Pam Templer, a College of Arts & Sciences professor of biology, is the principal investigator on the grant. Her project, titled Boston UniverCity: Partnering Graduate Students and Cities to Tackle Urban Environmental Challenges, is a $3 million, five-year program that will train students from the interdisciplinary PhD program in biogeoscience (students from biology, earth and environment, and archaeology) and the School of Public Health’s environmental health PhD program.

“Graduates will be equipped to address foundational questions about the physical environment and to reduce the impacts of the environment on both ecosystem function and human health,” says Templer.

Lucy Hutyra, a CAS associate professor of earth and environment, is coprincipal investigator on the grant, along with Jonathan Levy, an SPH professor of environmental health.

The NRT awards are given to research initiatives aimed at developing and implementing new and potentially transformative models for graduate education in science, technology, engineering, and mathematics (STEM) fields.
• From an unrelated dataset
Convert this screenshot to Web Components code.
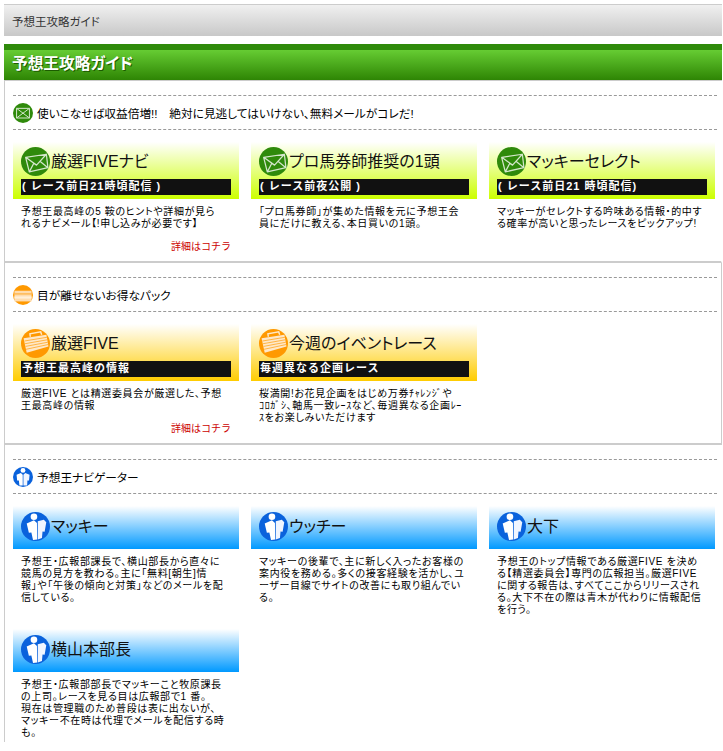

One of the goals of the NRT program is to increase and expand the science and engineering workforce through the education of graduate students. “Integration of research and education through interdisciplinary training will prepare a workforce that undertakes scientific challenges in innovative ways….The NSF Research Traineeship awards will ensure that today’s graduate students are prepared to pursue cutting-edge research and solve complex problems of tomorrow,” says Dean Evasius, director of the NSF division of graduate education.